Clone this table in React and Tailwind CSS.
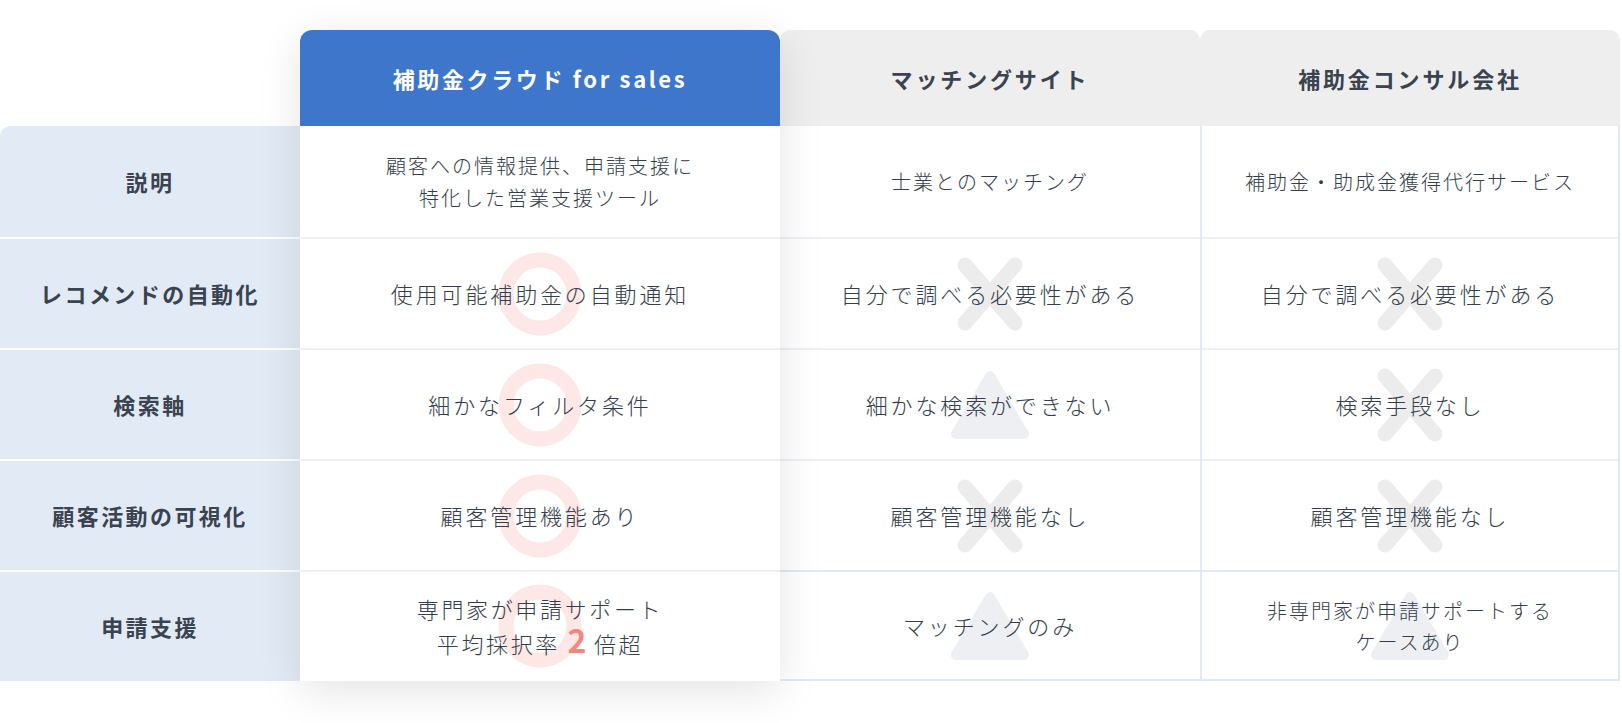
import React from "react";

const CircleMark = () => (
    <svg width="84" height="84" viewBox="0 0 84 84">
        <circle cx="42" cy="42" r="34" fill="none" stroke="#fde7e7" strokeWidth="15" />
    </svg>
);

const CrossMark = () => (
    <svg width="72" height="78" viewBox="0 0 72 78">
        <path d="M11 10 L61 68 M61 10 L11 68" stroke="#ececec" strokeWidth="15" strokeLinecap="round" />
    </svg>
);

const TriangleMark = () => (
    <svg width="80" height="72" viewBox="0 0 80 72">
        <path d="M40 7 L74 65 L6 65 Z" fill="#edeff2" stroke="#edeff2" strokeWidth="10" strokeLinejoin="round" />
    </svg>
);

const marks = { o: CircleMark, x: CrossMark, t: TriangleMark };

const labels = ["説明", "レコメンドの自動化", "検索軸", "顧客活動の可視化", "申請支援"];

const matching = [
    { text: "士業とのマッチング", small: true },
    { text: "自分で調べる必要性がある", mark: "x" },
    { text: "細かな検索ができない", mark: "t" },
    { text: "顧客管理機能なし", mark: "x" },
    { text: "マッチングのみ", mark: "t" },
];

const consult = [
    { text: "補助金・助成金獲得代行サービス", small: true },
    { text: "自分で調べる必要性がある", mark: "x" },
    { text: "検索手段なし", mark: "x" },
    { text: "顧客管理機能なし", mark: "x" },
    { text: ["非専門家が申請サポートする", "ケースあり"], mark: "t", small: true },
];

function Cell({ item, last, first }) {
    const Mark = item.mark ? marks[item.mark] : null;
    const lines = Array.isArray(item.text) ? item.text : [item.text];
    const border = last ? "border-t-2 border-b-2 border-[#e2e8f4]" : first ? "" : "border-t-2 border-[#eef0f3]";
    return (
        <div className={`relative h-[111px] flex items-center justify-center bg-white ${border}`}>
            {Mark && (
                <div className="absolute inset-0 flex items-center justify-center">
                    <Mark />
                </div>
            )}
            <div className={`relative text-center font-light text-[#343e4b] ${item.small ? "text-[20px] leading-[31px] tracking-[0.1em]" : "text-[22px] leading-[31px] tracking-[0.13em]"}`}>
                {lines.map((l) => (
                    <div key={l}>{l}</div>
                ))}
            </div>
        </div>
    );
}

export default function App() {
    return (
        <div className="w-[1622px] h-[723px] bg-white pt-[30px] font-['Noto_Sans_CJK_JP','Noto_Sans',sans-serif] overflow-hidden">
            <div className="flex">
                {/* row labels */}
                <div className="w-[300px] pt-[96px]">
                    <div className="rounded-tl-[10px] overflow-hidden">
                        {labels.map((label, i) => (
                            <div
                                key={label}
                                className={`h-[111px] flex items-center justify-center bg-[#e2eaf6] text-[22px] font-bold tracking-[0.11em] text-[#3a4350] ${i > 0 ? "border-t-2 border-white" : ""}`}
                            >
                                {label}
                            </div>
                        ))}
                    </div>
                </div>

                {/* our product */}
                <div className="relative z-10 w-[480px] rounded-t-[12px] shadow-[0_10px_44px_rgba(0,0,0,0.11)] bg-white">
                    <div className="h-[96px] rounded-t-[12px] bg-[#3d76cb] flex items-center justify-center text-white text-[22px] font-bold tracking-[0.12em]">
                        補助金クラウド for sales
                    </div>
                    <div className="h-[111px] flex items-center justify-center text-center font-light text-[20px] leading-[32px] tracking-[0.1em] text-[#343e4b]">
                        <div>
                            <div>顧客への情報提供、申請支援に</div>
                            <div>特化した営業支援ツール</div>
                        </div>
                    </div>
                    {["使用可能補助金の自動通知", "細かなフィルタ条件", "顧客管理機能あり"].map((t) => (
                        <div key={t} className="relative h-[111px] border-t-2 border-[#f0f0f0] flex items-center justify-center">
                            <div className="absolute inset-0 flex items-center justify-center">
                                <CircleMark />
                            </div>
                            <span className="relative font-light text-[22px] tracking-[0.13em] text-[#343e4b]">{t}</span>
                        </div>
                    ))}
                    <div className="relative h-[110px] border-t-2 border-[#f0f0f0] flex items-center justify-center">
                        <div className="absolute inset-0 flex items-center justify-center">
                            <CircleMark />
                        </div>
                        <div className="relative text-center font-light text-[22px] leading-[31px] tracking-[0.12em] text-[#343e4b]">
                            <div>専門家が申請サポート</div>
                            <div>
                                平均採択率 <span className="text-[32px] font-bold text-[#f6877e] tracking-normal">2</span> 倍超
                            </div>
                        </div>
                    </div>
                </div>

                {/* matching sites */}
                <div className="w-[420px]">
                    <div className="h-[96px] rounded-t-[10px] bg-[#eeeeee] flex items-center justify-center text-[22px] font-bold tracking-[0.13em] text-[#3a4350]">
                        マッチングサイト
                    </div>
                    {matching.map((item, i) => (
                        <Cell key={i} item={item} first={i === 0} last={i === matching.length - 1} />
                    ))}
                </div>

                {/* consulting firms */}
                <div className="w-[420px]">
                    <div className="h-[96px] rounded-t-[10px] bg-[#eeeeee] flex items-center justify-center text-[22px] font-bold tracking-[0.13em] text-[#3a4350]">
                        補助金コンサル会社
                    </div>
                    <div className="border-l-2 border-r-2 border-[#e2e8f4]">
                        {consult.map((item, i) => (
                            <Cell key={i} item={item} first={i === 0} last={i === consult.length - 1} />
                        ))}
                    </div>
                </div>
            </div>
        </div>
    );
}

☆ ☆ ☆ ☆ ☆ ☆ ☆

▶ **Given request**: Look for "React" and pull out every line that has it.

▶ **Answer to this exercise**:
Clone this table in React and Tailwind CSS.
import React from "react";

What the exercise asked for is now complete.